Data block:

— START —

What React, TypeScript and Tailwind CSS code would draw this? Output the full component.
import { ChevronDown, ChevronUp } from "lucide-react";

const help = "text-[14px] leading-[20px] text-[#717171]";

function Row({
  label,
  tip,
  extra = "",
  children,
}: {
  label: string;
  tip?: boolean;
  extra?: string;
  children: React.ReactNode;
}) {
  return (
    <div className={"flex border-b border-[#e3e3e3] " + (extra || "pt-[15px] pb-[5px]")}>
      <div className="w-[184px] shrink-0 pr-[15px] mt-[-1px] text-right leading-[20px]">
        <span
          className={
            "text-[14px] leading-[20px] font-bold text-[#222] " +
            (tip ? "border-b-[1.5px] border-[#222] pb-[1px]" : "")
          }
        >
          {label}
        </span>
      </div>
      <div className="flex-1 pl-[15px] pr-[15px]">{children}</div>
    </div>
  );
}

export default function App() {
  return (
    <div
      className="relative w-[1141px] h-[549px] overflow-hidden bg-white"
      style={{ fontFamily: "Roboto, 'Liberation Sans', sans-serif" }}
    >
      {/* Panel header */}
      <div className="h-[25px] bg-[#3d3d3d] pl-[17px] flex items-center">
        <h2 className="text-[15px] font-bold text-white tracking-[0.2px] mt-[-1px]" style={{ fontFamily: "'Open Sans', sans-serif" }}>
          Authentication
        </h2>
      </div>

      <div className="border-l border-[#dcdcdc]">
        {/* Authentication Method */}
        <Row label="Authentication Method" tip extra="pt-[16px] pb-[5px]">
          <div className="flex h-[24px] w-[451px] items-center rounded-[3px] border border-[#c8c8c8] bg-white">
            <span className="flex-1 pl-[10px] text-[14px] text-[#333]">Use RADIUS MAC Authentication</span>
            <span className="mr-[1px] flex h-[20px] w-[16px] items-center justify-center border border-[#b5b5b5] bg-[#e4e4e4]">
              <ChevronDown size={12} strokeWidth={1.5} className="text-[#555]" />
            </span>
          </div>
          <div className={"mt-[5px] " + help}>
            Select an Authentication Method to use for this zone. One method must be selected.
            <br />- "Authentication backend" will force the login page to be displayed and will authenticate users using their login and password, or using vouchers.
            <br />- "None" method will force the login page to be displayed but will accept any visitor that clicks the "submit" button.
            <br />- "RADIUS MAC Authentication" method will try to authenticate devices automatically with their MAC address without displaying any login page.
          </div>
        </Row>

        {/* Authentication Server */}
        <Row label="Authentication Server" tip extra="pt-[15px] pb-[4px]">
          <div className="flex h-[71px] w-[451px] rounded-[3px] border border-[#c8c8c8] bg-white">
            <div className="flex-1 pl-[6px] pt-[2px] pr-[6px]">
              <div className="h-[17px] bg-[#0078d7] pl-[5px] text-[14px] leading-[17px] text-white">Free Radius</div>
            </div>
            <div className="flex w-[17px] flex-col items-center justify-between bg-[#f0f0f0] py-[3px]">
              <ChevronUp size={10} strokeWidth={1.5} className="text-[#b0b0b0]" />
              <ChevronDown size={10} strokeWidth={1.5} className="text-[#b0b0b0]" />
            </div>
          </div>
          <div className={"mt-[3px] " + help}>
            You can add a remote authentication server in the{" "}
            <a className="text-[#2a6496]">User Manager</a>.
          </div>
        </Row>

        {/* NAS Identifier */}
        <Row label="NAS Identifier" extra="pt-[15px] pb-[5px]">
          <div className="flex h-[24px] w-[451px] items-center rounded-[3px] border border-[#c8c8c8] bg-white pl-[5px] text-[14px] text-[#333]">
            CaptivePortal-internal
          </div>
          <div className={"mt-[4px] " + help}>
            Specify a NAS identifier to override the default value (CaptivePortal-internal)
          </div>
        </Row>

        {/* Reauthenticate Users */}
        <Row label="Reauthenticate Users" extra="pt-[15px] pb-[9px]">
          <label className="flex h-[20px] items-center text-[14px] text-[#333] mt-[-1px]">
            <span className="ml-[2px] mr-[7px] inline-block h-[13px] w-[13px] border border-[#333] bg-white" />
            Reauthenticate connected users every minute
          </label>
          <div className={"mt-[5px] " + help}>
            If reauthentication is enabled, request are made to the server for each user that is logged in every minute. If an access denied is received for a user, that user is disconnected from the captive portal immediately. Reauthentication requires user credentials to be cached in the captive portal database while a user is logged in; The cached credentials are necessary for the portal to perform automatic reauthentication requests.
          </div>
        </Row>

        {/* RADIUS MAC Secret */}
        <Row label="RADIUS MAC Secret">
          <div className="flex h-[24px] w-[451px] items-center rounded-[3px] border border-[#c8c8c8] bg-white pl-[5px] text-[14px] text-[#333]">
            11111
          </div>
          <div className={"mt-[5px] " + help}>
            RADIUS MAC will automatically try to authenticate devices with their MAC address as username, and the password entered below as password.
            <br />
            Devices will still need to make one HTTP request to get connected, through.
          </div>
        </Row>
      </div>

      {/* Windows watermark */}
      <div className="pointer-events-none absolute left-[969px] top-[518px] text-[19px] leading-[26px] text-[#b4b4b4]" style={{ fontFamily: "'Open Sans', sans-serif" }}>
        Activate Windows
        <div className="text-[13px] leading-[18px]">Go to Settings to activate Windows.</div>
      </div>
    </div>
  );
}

— END —

Work required: Pull out every line in the data above that has the word "this".

Exercise result:
What React, TypeScript and Tailwind CSS code would draw this? Output the full component.
            Select an Authentication Method to use for this zone. One method must be selected.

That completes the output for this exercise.